**EXERCISE INSTRUCTIONS**
Repeat the data below exactly, dropping any pictures it holds.

— BEGIN GIVEN INFORMATION —

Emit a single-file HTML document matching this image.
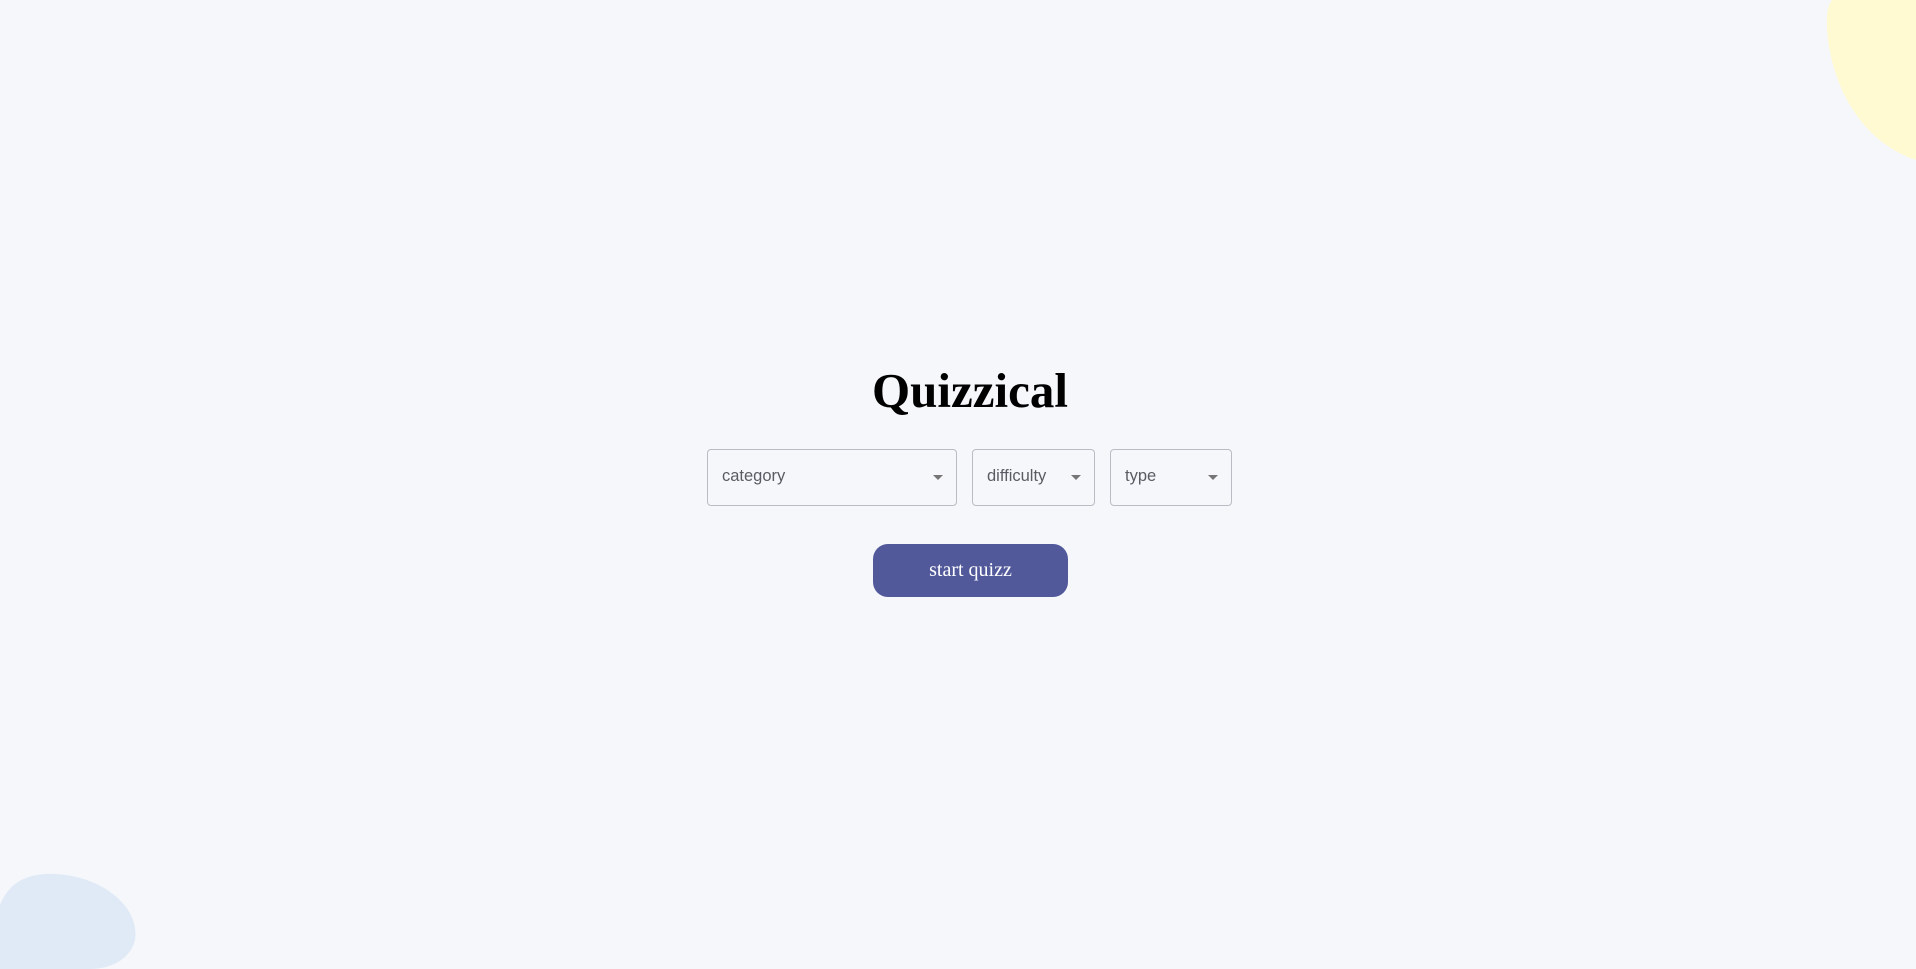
<!DOCTYPE html>
<html><head><style>
html,body{margin:0;padding:0;width:1916px;height:969px;overflow:hidden;background:#f5f7fb;position:relative}
.t{position:absolute;left:870px;width:200px;top:361px;text-align:center;font:bold 49px "Liberation Serif",serif;color:#000;line-height:60px}
.s{position:absolute;top:449px;height:55px;border:1px solid #babcc3;border-radius:4px;box-sizing:content-box;font:16.5px "Liberation Sans",sans-serif;color:#5a5c63}
.s span{position:absolute;left:14px;top:17px}
.s i{position:absolute;right:13px;top:25px;width:0;height:0;border-left:5px solid transparent;border-right:5px solid transparent;border-top:5px solid #757575}
.b{position:absolute;left:873px;top:544px;width:195px;height:53px;border-radius:15px;background:#52599a;color:#fff;font:20px "Liberation Serif",serif;text-align:center;line-height:53px}
</style></head><body>
<svg style="position:absolute;left:0;top:0" width="1916" height="969">
<path d="M1916 0 L1832 0 C1826 8 1826 20 1828 40 C1836 100 1870 145 1916 160 Z" fill="#fffad1"/>
<path d="M0 905 C10 880 30 873 55 874 C100 876 140 905 135 940 C130 960 110 969 90 969 L0 969 Z" fill="#e0eaf6"/>
</svg>
<div class="t">Quizzical</div>
<div class="s" style="left:707px;width:248px"><span>category</span><i></i></div>
<div class="s" style="left:972px;width:121px"><span>difficulty</span><i></i></div>
<div class="s" style="left:1110px;width:120px"><span>type</span><i></i></div>
<div class="b">start quizz</div>
</body></html>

— END GIVEN INFORMATION —

**EXPECTED ANSWER**
Emit a single-file HTML document matching this image.
<!DOCTYPE html>
<html><head><style>
html,body{margin:0;padding:0;width:1916px;height:969px;overflow:hidden;background:#f5f7fb;position:relative}
.t{position:absolute;left:870px;width:200px;top:361px;text-align:center;font:bold 49px "Liberation Serif",serif;color:#000;line-height:60px}
.s{position:absolute;top:449px;height:55px;border:1px solid #babcc3;border-radius:4px;box-sizing:content-box;font:16.5px "Liberation Sans",sans-serif;color:#5a5c63}
.s span{position:absolute;left:14px;top:17px}
.s i{position:absolute;right:13px;top:25px;width:0;height:0;border-left:5px solid transparent;border-right:5px solid transparent;border-top:5px solid #757575}
.b{position:absolute;left:873px;top:544px;width:195px;height:53px;border-radius:15px;background:#52599a;color:#fff;font:20px "Liberation Serif",serif;text-align:center;line-height:53px}
</style></head><body>
<svg style="position:absolute;left:0;top:0" width="1916" height="969">
<path d="M1916 0 L1832 0 C1826 8 1826 20 1828 40 C1836 100 1870 145 1916 160 Z" fill="#fffad1"/>
<path d="M0 905 C10 880 30 873 55 874 C100 876 140 905 135 940 C130 960 110 969 90 969 L0 969 Z" fill="#e0eaf6"/>
</svg>
<div class="t">Quizzical</div>
<div class="s" style="left:707px;width:248px"><span>category</span><i></i></div>
<div class="s" style="left:972px;width:121px"><span>difficulty</span><i></i></div>
<div class="s" style="left:1110px;width:120px"><span>type</span><i></i></div>
<div class="b">start quizz</div>
</body></html>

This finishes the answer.